Charged particles from the sun stream through the solar system in a constant flow known as the solar wind. When the particles are trapped by Earth's magnetic field and strike atoms and molecules in the atmosphere, auroras appear.

The beauty, science and mythology of auroras are the subject of "Dancing Lights," an activity for students in grades 3-5 that combines science, art, reading and writing.

"Writing and reading are integral parts of a scientist's daily life, and that science-literacy connection is not necessarily emphasized in the elementary classroom," said Erin Wood, educational coordinator for the Dancing Lights program. "Research suggests that integrating literacy skills with science leads students to make connections, organize thoughts, retain knowledge gained and increase creativity."

"Dancing Lights" is built around five lessons that encourage students to be creative as they explore the science and history of auroras:
  • Lesson 1: Students discuss what they know about auroras and what they hope to learn. Then they read about auroras and discuss what they learned.

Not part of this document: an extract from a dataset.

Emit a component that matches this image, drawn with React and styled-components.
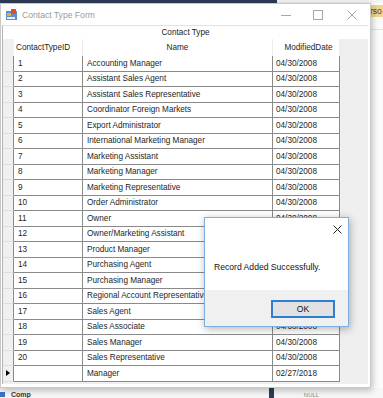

  • Lesson 2: Students learn about the myths that different cultures have created to explain auroras. For homework, students create their own aurora myth.

  • Lesson 3: Students study the science of auroras. They also look at pictures of auroras and write down descriptions of what they see.

  • Lesson 4: Students make a travel brochure or poster inviting people to visit a place where auroras are visible.

  • Lesson 5: Students demonstrate their understanding of auroras by writing their own poems.
A teachers guide includes detailed procedures for each activity, worksheet, and reading material, plus information on national education standards. Users may download the guide (PDF) from the "Dancing Lights" Web site. Aurora photos, a list of recommended books about auroras, and other resources for teachers are also available there.

"Dancing Lights" was funded by NASA and developed by the Laboratory for Atmospheric and Space Physics at the University of Colorado.